● **Problem requirements**
Print the material below exactly as it stands, please, from its first line to the line holding "FaFileExport, FaAngleLeft, FaTimes", with no pictures.

● **Supplied data**
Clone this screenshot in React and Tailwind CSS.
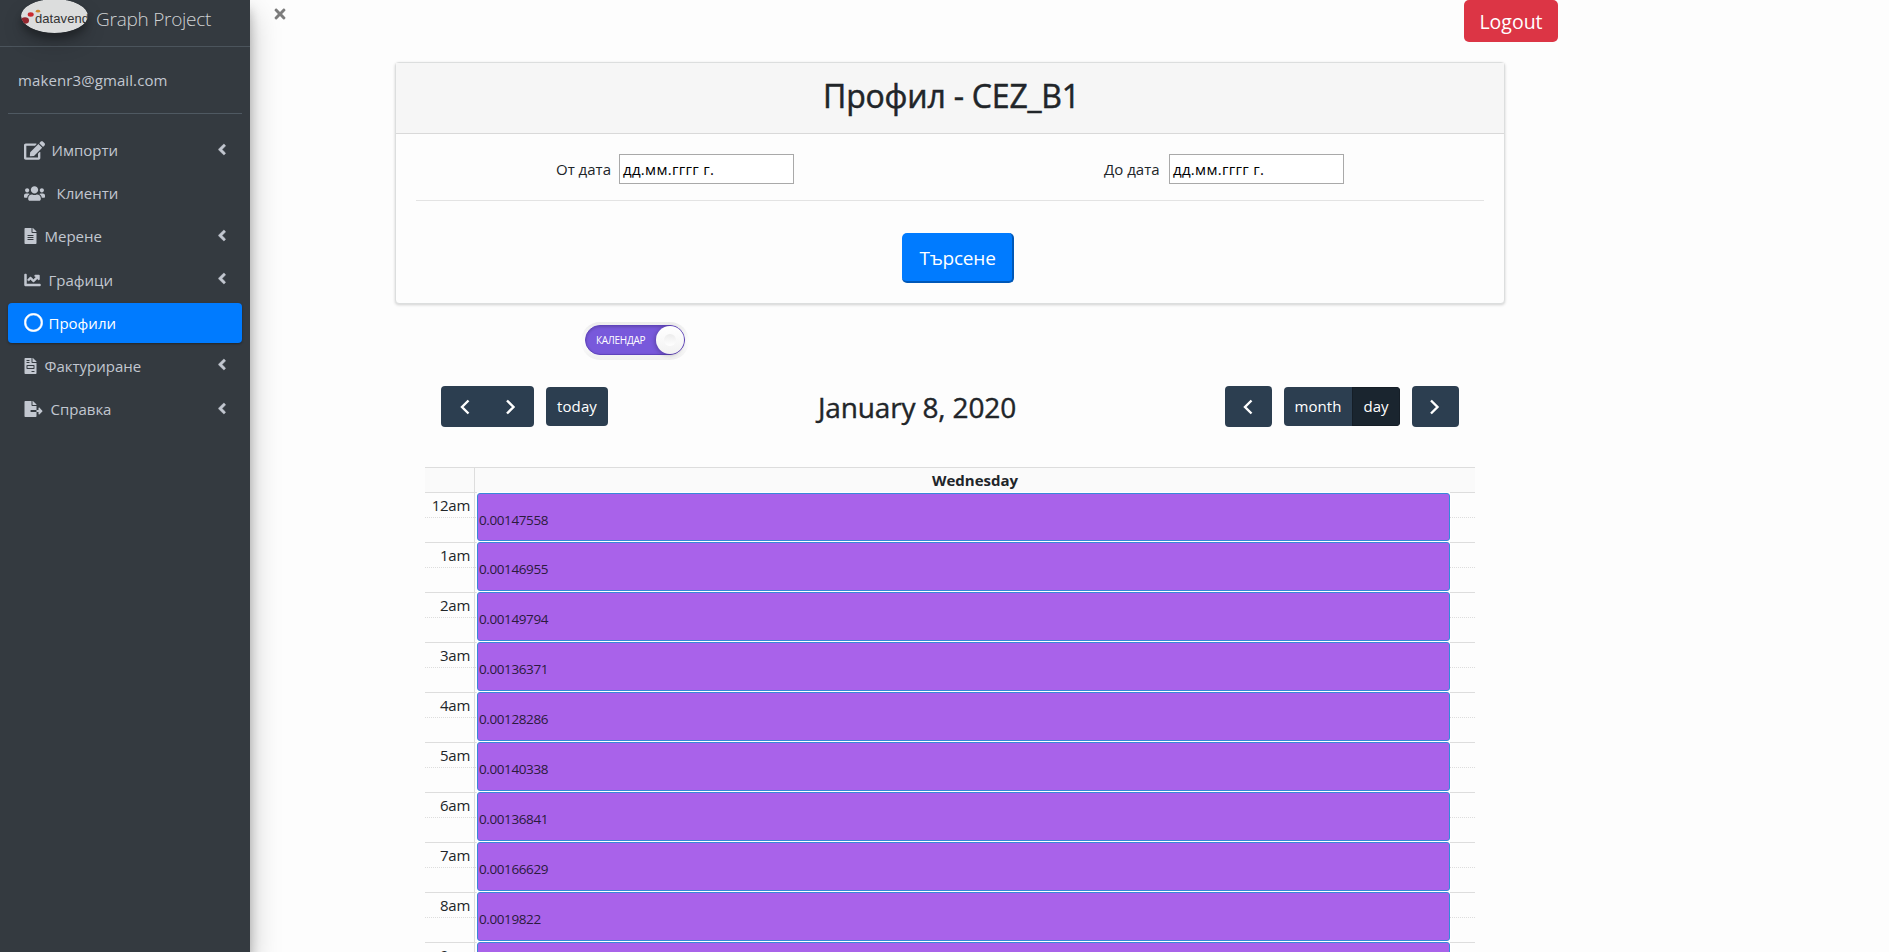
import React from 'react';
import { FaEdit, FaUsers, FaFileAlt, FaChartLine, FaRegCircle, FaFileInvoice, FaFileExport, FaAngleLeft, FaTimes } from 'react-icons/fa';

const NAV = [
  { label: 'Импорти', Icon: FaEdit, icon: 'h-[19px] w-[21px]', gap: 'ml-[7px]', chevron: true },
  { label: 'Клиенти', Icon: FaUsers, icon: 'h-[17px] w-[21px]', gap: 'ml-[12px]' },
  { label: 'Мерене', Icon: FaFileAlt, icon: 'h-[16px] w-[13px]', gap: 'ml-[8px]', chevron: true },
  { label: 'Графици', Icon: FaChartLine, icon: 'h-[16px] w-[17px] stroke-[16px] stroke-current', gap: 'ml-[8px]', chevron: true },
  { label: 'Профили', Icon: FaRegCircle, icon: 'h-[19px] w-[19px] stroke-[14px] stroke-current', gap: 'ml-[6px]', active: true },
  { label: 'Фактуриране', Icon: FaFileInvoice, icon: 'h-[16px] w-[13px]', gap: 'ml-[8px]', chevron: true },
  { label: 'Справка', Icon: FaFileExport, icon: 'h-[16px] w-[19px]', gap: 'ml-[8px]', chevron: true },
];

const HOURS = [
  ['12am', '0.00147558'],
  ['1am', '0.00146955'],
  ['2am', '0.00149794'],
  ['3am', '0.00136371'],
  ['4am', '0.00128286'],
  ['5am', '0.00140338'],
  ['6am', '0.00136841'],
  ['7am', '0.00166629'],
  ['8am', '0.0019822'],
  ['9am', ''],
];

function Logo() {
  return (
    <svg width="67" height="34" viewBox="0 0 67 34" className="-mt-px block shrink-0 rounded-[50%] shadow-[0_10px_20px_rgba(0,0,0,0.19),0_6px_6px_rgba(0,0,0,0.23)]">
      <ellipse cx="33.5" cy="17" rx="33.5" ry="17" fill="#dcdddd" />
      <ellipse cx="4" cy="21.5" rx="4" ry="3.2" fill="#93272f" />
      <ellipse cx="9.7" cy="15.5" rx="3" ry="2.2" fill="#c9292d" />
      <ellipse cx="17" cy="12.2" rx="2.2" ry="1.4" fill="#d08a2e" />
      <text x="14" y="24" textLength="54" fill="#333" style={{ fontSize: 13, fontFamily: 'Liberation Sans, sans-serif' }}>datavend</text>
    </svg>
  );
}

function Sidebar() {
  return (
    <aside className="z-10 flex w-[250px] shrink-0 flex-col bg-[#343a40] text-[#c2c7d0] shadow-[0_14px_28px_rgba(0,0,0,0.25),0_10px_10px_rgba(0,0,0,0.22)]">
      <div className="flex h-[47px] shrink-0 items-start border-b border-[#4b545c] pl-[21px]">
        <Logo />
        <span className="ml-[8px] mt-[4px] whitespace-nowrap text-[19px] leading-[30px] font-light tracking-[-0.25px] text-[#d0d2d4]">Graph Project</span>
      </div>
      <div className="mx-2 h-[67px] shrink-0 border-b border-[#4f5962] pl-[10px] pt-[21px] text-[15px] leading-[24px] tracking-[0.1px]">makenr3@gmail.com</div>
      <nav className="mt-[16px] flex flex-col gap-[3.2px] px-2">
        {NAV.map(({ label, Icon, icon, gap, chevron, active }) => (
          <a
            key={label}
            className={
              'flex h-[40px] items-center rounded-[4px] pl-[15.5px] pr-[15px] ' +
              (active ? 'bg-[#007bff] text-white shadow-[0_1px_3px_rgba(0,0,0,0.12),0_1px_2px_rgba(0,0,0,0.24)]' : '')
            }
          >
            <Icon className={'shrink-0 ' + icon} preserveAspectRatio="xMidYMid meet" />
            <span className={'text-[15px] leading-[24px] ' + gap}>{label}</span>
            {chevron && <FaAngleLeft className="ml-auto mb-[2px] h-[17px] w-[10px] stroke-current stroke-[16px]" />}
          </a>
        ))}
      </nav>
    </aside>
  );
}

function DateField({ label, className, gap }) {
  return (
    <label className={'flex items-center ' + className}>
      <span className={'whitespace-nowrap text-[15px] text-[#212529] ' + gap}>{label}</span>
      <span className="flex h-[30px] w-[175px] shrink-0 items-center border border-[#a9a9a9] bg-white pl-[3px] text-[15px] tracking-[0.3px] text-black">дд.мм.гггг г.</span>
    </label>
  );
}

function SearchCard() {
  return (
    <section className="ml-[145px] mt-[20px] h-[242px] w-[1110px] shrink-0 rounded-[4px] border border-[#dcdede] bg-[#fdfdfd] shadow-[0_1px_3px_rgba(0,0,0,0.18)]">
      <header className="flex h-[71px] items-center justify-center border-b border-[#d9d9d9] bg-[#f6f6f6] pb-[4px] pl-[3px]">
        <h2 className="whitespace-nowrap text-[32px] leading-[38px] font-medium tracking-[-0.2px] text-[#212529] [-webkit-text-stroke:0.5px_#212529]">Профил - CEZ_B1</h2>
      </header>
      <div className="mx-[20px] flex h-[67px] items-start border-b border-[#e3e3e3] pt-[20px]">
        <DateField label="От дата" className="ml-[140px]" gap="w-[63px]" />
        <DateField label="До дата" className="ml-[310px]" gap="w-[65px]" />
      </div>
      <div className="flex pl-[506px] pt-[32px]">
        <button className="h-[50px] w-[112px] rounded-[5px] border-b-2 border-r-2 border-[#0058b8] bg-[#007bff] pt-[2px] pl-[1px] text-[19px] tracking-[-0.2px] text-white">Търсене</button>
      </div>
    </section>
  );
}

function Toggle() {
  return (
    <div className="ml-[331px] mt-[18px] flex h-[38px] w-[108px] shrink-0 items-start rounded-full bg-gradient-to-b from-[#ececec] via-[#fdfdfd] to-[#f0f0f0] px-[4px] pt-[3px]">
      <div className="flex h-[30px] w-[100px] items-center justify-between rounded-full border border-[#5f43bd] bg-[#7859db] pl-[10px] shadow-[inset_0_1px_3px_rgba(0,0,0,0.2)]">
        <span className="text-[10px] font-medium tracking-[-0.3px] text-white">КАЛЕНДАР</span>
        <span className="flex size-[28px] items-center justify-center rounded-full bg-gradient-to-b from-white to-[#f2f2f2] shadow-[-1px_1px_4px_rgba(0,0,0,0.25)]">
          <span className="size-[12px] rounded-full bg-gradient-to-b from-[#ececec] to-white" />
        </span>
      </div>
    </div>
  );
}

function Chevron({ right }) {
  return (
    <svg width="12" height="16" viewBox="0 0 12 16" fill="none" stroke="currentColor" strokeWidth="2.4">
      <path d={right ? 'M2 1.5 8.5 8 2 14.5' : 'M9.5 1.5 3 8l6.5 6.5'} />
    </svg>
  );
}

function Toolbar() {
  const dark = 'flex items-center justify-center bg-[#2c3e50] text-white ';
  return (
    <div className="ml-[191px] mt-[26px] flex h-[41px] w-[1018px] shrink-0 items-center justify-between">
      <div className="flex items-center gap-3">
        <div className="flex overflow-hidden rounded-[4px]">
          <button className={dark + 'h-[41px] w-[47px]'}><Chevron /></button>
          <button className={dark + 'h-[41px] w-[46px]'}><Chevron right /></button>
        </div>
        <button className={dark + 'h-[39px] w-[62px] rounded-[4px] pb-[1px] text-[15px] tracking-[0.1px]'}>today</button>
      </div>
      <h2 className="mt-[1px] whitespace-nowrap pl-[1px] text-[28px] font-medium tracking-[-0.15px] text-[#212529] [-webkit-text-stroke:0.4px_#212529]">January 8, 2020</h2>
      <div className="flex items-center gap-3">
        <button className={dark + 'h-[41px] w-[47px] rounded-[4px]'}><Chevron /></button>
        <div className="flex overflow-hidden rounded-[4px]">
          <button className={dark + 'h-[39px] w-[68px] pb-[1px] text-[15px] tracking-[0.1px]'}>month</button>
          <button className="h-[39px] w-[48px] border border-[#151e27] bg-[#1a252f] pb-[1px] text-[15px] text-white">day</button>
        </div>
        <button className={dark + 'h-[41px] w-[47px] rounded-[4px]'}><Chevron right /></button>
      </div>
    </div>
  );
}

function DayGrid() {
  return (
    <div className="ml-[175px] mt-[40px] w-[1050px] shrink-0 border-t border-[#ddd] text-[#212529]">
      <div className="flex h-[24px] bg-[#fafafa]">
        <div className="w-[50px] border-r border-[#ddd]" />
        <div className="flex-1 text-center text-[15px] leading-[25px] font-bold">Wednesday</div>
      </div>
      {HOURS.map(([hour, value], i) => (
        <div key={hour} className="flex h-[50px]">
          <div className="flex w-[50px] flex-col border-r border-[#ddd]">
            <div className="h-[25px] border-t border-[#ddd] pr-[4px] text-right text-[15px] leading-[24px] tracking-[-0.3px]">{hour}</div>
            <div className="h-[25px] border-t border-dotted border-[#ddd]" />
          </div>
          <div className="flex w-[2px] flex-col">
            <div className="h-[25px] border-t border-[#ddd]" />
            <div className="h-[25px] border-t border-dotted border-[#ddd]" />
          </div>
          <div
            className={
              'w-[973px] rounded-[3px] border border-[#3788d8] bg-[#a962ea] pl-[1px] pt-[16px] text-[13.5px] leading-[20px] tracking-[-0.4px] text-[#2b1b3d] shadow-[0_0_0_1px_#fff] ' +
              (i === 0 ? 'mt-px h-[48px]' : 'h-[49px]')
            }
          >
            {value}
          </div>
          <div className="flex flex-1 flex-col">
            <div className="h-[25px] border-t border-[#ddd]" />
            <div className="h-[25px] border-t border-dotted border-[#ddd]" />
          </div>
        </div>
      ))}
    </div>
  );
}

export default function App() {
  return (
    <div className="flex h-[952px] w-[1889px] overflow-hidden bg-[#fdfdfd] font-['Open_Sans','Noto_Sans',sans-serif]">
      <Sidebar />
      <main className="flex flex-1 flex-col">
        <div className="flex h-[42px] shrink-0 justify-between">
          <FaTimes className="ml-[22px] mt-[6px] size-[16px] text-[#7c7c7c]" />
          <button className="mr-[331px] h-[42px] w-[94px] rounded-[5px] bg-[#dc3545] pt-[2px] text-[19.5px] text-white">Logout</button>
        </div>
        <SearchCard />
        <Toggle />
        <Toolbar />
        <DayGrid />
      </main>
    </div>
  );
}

● **Exercise answer**
Clone this screenshot in React and Tailwind CSS.
import React from 'react';
import { FaEdit, FaUsers, FaFileAlt, FaChartLine, FaRegCircle, FaFileInvoice, FaFileExport, FaAngleLeft, FaTimes } from 'react-icons/fa';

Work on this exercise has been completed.